Make an exact transcription of the material, leaving out all images.

- - - -

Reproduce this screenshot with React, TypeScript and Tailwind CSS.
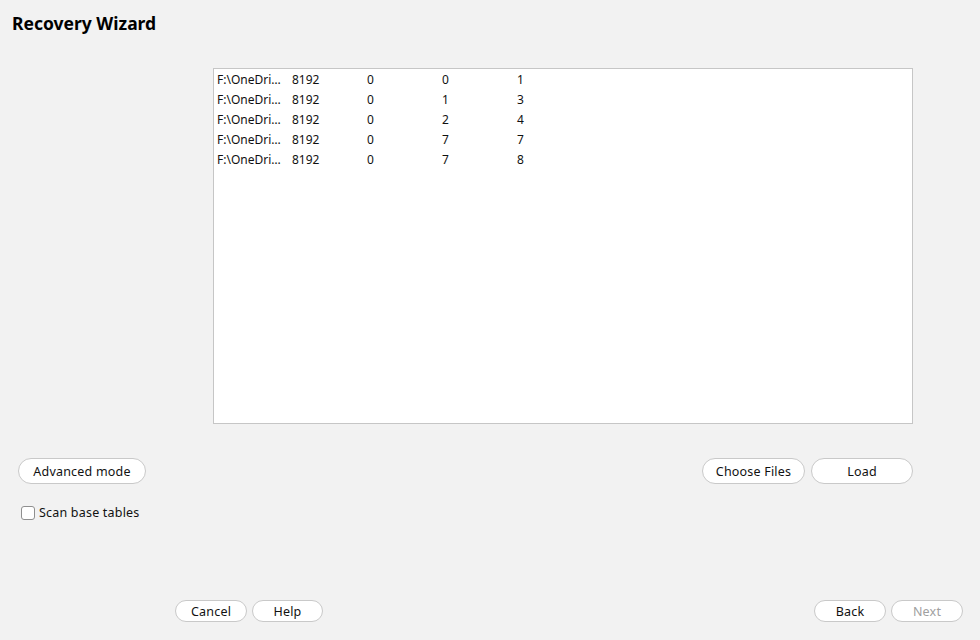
const rows = [
  ["F:\\OneDri…", "8192", "0", "0", "1"],
  ["F:\\OneDri…", "8192", "0", "1", "3"],
  ["F:\\OneDri…", "8192", "0", "2", "4"],
  ["F:\\OneDri…", "8192", "0", "7", "7"],
  ["F:\\OneDri…", "8192", "0", "7", "8"],
];

function PillButton({
  label,
  className = "",
  disabled = false,
}: {
  label: string;
  className?: string;
  disabled?: boolean;
}) {
  return (
    <button
      disabled={disabled}
      className={`rounded-full border border-[#c9c9c9] bg-white pt-[2px] text-[12.5px] leading-none tracking-[0.2px] ${
        disabled ? "text-[#a0a0a0]" : "text-[#111]"
      } ${className}`}
    >
      {label}
    </button>
  );
}

export default function App() {
  return (
    <div
      className="flex h-[640px] w-[980px] flex-col bg-[#f2f2f2] text-[#111]"
      style={{ fontFamily: '"Noto Sans", "Open Sans", sans-serif' }}
    >
      {/* HEADER */}
      <div className="px-3 pt-[11px]">
        <h1 className="text-[17.5px] font-bold leading-6 text-black">Recovery Wizard</h1>
      </div>

      {/* FILE LIST */}
      <div className="ml-[213px] mt-[33px] h-[356px] w-[700px] border border-[#c6c6c6] bg-white pt-[1px]">
        {rows.map((r, i) => (
          <div key={i} className="flex h-5 items-center pl-[3px] text-[12px]">
            {r.map((c, j) => (
              <span key={j} className="w-[75px] shrink-0 whitespace-nowrap">
                {c}
              </span>
            ))}
          </div>
        ))}
      </div>

      {/* ACTIONS */}
      <div className="mt-[34px] flex items-center justify-between pl-[18px] pr-[67px]">
        <PillButton label="Advanced mode" className="h-[26px] w-[128px]" />
        <div className="flex gap-[6px]">
          <PillButton label="Choose Files" className="h-[26px] w-[103px]" />
          <PillButton label="Load" className="h-[26px] w-[102px]" />
        </div>
      </div>

      <label className="ml-[21px] mt-[20px] flex items-center gap-1 text-[12.5px] tracking-[0.2px]">
        <span className="h-[14px] w-[14px] rounded-[3px] border border-[#8f8f8f] bg-white" />
        <span>Scan base tables</span>
      </label>

      {/* FOOTER */}
      <div className="mt-auto flex items-center justify-between pb-[18px] pl-[175px] pr-[17px]">
        <div className="flex gap-[5px]">
          <PillButton label="Cancel" className="h-[22px] w-[72px]" />
          <PillButton label="Help" className="h-[22px] w-[71px]" />
        </div>
        <div className="flex gap-[5px]">
          <PillButton label="Back" className="h-[22px] w-[72px]" />
          <PillButton label="Next" className="h-[22px] w-[72px]" disabled />
        </div>
      </div>
    </div>
  );
}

- - - -

Answer below:
Reproduce this screenshot with React, TypeScript and Tailwind CSS.
const rows = [
  ["F:\\OneDri…", "8192", "0", "0", "1"],
  ["F:\\OneDri…", "8192", "0", "1", "3"],
  ["F:\\OneDri…", "8192", "0", "2", "4"],
  ["F:\\OneDri…", "8192", "0", "7", "7"],
  ["F:\\OneDri…", "8192", "0", "7", "8"],
];

function PillButton({
  label,
  className = "",
  disabled = false,
}: {
  label: string;
  className?: string;
  disabled?: boolean;
}) {
  return (
    <button
      disabled={disabled}
      className={`rounded-full border border-[#c9c9c9] bg-white pt-[2px] text-[12.5px] leading-none tracking-[0.2px] ${
        disabled ? "text-[#a0a0a0]" : "text-[#111]"
      } ${className}`}
    >
      {label}
    </button>
  );
}

export default function App() {
  return (
    <div
      className="flex h-[640px] w-[980px] flex-col bg-[#f2f2f2] text-[#111]"
      style={{ fontFamily: '"Noto Sans", "Open Sans", sans-serif' }}
    >
      {/* HEADER */}
      <div className="px-3 pt-[11px]">
        <h1 className="text-[17.5px] font-bold leading-6 text-black">Recovery Wizard</h1>
      </div>

      {/* FILE LIST */}
      <div className="ml-[213px] mt-[33px] h-[356px] w-[700px] border border-[#c6c6c6] bg-white pt-[1px]">
        {rows.map((r, i) => (
          <div key={i} className="flex h-5 items-center pl-[3px] text-[12px]">
            {r.map((c, j) => (
              <span key={j} className="w-[75px] shrink-0 whitespace-nowrap">
                {c}
              </span>
            ))}
          </div>
        ))}
      </div>

      {/* ACTIONS */}
      <div className="mt-[34px] flex items-center justify-between pl-[18px] pr-[67px]">
        <PillButton label="Advanced mode" className="h-[26px] w-[128px]" />
        <div className="flex gap-[6px]">
          <PillButton label="Choose Files" className="h-[26px] w-[103px]" />
          <PillButton label="Load" className="h-[26px] w-[102px]" />
        </div>
      </div>

      <label className="ml-[21px] mt-[20px] flex items-center gap-1 text-[12.5px] tracking-[0.2px]">
        <span className="h-[14px] w-[14px] rounded-[3px] border border-[#8f8f8f] bg-white" />
        <span>Scan base tables</span>
      </label>

      {/* FOOTER */}
      <div className="mt-auto flex items-center justify-between pb-[18px] pl-[175px] pr-[17px]">
        <div className="flex gap-[5px]">
          <PillButton label="Cancel" className="h-[22px] w-[72px]" />
          <PillButton label="Help" className="h-[22px] w-[71px]" />
        </div>
        <div className="flex gap-[5px]">
          <PillButton label="Back" className="h-[22px] w-[72px]" />
          <PillButton label="Next" className="h-[22px] w-[72px]" disabled />
        </div>
      </div>
    </div>
  );
}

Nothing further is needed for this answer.